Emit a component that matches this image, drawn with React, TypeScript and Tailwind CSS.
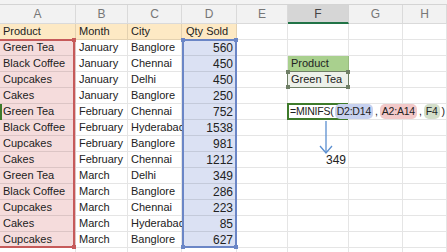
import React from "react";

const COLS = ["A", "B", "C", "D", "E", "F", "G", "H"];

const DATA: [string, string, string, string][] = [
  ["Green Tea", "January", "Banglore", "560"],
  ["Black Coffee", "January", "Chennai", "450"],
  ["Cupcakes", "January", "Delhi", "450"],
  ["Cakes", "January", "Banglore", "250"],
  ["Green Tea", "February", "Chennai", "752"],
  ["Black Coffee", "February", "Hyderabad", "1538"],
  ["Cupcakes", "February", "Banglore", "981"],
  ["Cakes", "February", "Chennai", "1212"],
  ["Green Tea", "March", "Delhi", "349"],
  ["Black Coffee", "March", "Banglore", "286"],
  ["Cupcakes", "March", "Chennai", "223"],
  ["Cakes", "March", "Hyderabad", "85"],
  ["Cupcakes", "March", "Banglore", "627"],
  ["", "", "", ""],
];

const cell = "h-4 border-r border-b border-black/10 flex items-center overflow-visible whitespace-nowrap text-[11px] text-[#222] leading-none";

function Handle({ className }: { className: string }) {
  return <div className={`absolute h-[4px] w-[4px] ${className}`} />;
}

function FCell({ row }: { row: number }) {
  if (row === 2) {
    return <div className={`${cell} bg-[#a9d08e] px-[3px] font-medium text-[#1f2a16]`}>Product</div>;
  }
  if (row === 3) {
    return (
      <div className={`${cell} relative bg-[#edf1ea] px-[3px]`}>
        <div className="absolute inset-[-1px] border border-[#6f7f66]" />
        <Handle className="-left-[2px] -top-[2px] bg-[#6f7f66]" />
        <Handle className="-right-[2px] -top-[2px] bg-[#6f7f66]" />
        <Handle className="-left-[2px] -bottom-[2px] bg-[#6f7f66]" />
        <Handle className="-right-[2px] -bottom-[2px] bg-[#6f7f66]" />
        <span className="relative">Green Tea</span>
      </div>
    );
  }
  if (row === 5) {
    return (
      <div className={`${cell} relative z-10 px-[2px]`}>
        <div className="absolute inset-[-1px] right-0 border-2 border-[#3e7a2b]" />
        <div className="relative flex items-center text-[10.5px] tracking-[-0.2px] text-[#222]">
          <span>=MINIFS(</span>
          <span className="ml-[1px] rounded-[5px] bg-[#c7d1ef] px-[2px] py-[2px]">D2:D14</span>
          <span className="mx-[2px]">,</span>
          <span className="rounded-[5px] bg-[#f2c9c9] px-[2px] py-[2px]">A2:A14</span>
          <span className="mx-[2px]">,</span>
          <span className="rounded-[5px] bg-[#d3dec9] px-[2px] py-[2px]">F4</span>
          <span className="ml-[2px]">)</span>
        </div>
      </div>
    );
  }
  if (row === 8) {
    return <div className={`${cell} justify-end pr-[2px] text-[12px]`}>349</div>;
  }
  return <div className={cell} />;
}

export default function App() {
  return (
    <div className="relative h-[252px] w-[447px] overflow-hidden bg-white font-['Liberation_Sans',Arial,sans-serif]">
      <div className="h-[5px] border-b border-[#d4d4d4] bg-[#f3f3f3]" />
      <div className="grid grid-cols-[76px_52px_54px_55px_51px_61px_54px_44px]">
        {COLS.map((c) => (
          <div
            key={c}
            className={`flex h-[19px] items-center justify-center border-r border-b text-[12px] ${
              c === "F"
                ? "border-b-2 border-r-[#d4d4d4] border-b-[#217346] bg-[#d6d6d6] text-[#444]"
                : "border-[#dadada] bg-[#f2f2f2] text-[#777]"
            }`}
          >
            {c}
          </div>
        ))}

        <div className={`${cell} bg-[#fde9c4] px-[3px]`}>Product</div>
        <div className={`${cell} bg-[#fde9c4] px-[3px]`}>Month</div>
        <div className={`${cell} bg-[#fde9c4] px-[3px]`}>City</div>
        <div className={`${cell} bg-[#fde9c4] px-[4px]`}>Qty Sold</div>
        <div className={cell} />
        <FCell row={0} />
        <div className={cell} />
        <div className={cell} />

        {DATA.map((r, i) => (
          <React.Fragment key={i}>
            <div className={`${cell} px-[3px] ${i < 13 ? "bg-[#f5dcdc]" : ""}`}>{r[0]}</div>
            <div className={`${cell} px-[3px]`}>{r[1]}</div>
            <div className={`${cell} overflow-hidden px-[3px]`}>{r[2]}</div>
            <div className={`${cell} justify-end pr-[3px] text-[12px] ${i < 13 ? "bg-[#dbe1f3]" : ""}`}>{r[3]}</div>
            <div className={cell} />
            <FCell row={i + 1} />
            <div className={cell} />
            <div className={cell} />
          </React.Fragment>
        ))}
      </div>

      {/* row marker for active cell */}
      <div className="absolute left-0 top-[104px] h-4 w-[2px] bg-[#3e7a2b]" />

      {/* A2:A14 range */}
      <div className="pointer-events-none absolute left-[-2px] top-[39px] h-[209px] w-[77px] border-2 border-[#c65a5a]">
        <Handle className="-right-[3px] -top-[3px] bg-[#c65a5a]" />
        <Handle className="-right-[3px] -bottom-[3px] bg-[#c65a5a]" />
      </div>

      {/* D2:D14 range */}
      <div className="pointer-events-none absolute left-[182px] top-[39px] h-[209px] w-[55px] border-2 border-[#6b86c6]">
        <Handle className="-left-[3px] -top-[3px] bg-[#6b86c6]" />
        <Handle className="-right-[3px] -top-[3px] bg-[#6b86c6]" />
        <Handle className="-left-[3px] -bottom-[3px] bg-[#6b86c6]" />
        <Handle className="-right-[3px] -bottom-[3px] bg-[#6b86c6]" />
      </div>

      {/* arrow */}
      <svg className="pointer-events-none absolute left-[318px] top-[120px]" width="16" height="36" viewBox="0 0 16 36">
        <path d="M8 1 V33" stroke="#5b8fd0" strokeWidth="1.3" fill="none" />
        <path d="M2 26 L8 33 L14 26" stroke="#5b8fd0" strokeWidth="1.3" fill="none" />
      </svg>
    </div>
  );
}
= = =
■ Given problem: All of the lines above should be retyped precisely, apart from the pictures.

■ Result of this task:
Emit a component that matches this image, drawn with React, TypeScript and Tailwind CSS.
import React from "react";

const COLS = ["A", "B", "C", "D", "E", "F", "G", "H"];

const DATA: [string, string, string, string][] = [
  ["Green Tea", "January", "Banglore", "560"],
  ["Black Coffee", "January", "Chennai", "450"],
  ["Cupcakes", "January", "Delhi", "450"],
  ["Cakes", "January", "Banglore", "250"],
  ["Green Tea", "February", "Chennai", "752"],
  ["Black Coffee", "February", "Hyderabad", "1538"],
  ["Cupcakes", "February", "Banglore", "981"],
  ["Cakes", "February", "Chennai", "1212"],
  ["Green Tea", "March", "Delhi", "349"],
  ["Black Coffee", "March", "Banglore", "286"],
  ["Cupcakes", "March", "Chennai", "223"],
  ["Cakes", "March", "Hyderabad", "85"],
  ["Cupcakes", "March", "Banglore", "627"],
  ["", "", "", ""],
];

const cell = "h-4 border-r border-b border-black/10 flex items-center overflow-visible whitespace-nowrap text-[11px] text-[#222] leading-none";

function Handle({ className }: { className: string }) {
  return <div className={`absolute h-[4px] w-[4px] ${className}`} />;
}

function FCell({ row }: { row: number }) {
  if (row === 2) {
    return <div className={`${cell} bg-[#a9d08e] px-[3px] font-medium text-[#1f2a16]`}>Product</div>;
  }
  if (row === 3) {
    return (
      <div className={`${cell} relative bg-[#edf1ea] px-[3px]`}>
        <div className="absolute inset-[-1px] border border-[#6f7f66]" />
        <Handle className="-left-[2px] -top-[2px] bg-[#6f7f66]" />
        <Handle className="-right-[2px] -top-[2px] bg-[#6f7f66]" />
        <Handle className="-left-[2px] -bottom-[2px] bg-[#6f7f66]" />
        <Handle className="-right-[2px] -bottom-[2px] bg-[#6f7f66]" />
        <span className="relative">Green Tea</span>
      </div>
    );
  }
  if (row === 5) {
    return (
      <div className={`${cell} relative z-10 px-[2px]`}>
        <div className="absolute inset-[-1px] right-0 border-2 border-[#3e7a2b]" />
        <div className="relative flex items-center text-[10.5px] tracking-[-0.2px] text-[#222]">
          <span>=MINIFS(</span>
          <span className="ml-[1px] rounded-[5px] bg-[#c7d1ef] px-[2px] py-[2px]">D2:D14</span>
          <span className="mx-[2px]">,</span>
          <span className="rounded-[5px] bg-[#f2c9c9] px-[2px] py-[2px]">A2:A14</span>
          <span className="mx-[2px]">,</span>
          <span className="rounded-[5px] bg-[#d3dec9] px-[2px] py-[2px]">F4</span>
          <span className="ml-[2px]">)</span>
        </div>
      </div>
    );
  }
  if (row === 8) {
    return <div className={`${cell} justify-end pr-[2px] text-[12px]`}>349</div>;
  }
  return <div className={cell} />;
}

export default function App() {
  return (
    <div className="relative h-[252px] w-[447px] overflow-hidden bg-white font-['Liberation_Sans',Arial,sans-serif]">
      <div className="h-[5px] border-b border-[#d4d4d4] bg-[#f3f3f3]" />
      <div className="grid grid-cols-[76px_52px_54px_55px_51px_61px_54px_44px]">
        {COLS.map((c) => (
          <div
            key={c}
            className={`flex h-[19px] items-center justify-center border-r border-b text-[12px] ${
              c === "F"
                ? "border-b-2 border-r-[#d4d4d4] border-b-[#217346] bg-[#d6d6d6] text-[#444]"
                : "border-[#dadada] bg-[#f2f2f2] text-[#777]"
            }`}
          >
            {c}
          </div>
        ))}

        <div className={`${cell} bg-[#fde9c4] px-[3px]`}>Product</div>
        <div className={`${cell} bg-[#fde9c4] px-[3px]`}>Month</div>
        <div className={`${cell} bg-[#fde9c4] px-[3px]`}>City</div>
        <div className={`${cell} bg-[#fde9c4] px-[4px]`}>Qty Sold</div>
        <div className={cell} />
        <FCell row={0} />
        <div className={cell} />
        <div className={cell} />

        {DATA.map((r, i) => (
          <React.Fragment key={i}>
            <div className={`${cell} px-[3px] ${i < 13 ? "bg-[#f5dcdc]" : ""}`}>{r[0]}</div>
            <div className={`${cell} px-[3px]`}>{r[1]}</div>
            <div className={`${cell} overflow-hidden px-[3px]`}>{r[2]}</div>
            <div className={`${cell} justify-end pr-[3px] text-[12px] ${i < 13 ? "bg-[#dbe1f3]" : ""}`}>{r[3]}</div>
            <div className={cell} />
            <FCell row={i + 1} />
            <div className={cell} />
            <div className={cell} />
          </React.Fragment>
        ))}
      </div>

      {/* row marker for active cell */}
      <div className="absolute left-0 top-[104px] h-4 w-[2px] bg-[#3e7a2b]" />

      {/* A2:A14 range */}
      <div className="pointer-events-none absolute left-[-2px] top-[39px] h-[209px] w-[77px] border-2 border-[#c65a5a]">
        <Handle className="-right-[3px] -top-[3px] bg-[#c65a5a]" />
        <Handle className="-right-[3px] -bottom-[3px] bg-[#c65a5a]" />
      </div>

      {/* D2:D14 range */}
      <div className="pointer-events-none absolute left-[182px] top-[39px] h-[209px] w-[55px] border-2 border-[#6b86c6]">
        <Handle className="-left-[3px] -top-[3px] bg-[#6b86c6]" />
        <Handle className="-right-[3px] -top-[3px] bg-[#6b86c6]" />
        <Handle className="-left-[3px] -bottom-[3px] bg-[#6b86c6]" />
        <Handle className="-right-[3px] -bottom-[3px] bg-[#6b86c6]" />
      </div>

      {/* arrow */}
      <svg className="pointer-events-none absolute left-[318px] top-[120px]" width="16" height="36" viewBox="0 0 16 36">
        <path d="M8 1 V33" stroke="#5b8fd0" strokeWidth="1.3" fill="none" />
        <path d="M2 26 L8 33 L14 26" stroke="#5b8fd0" strokeWidth="1.3" fill="none" />
      </svg>
    </div>
  );
}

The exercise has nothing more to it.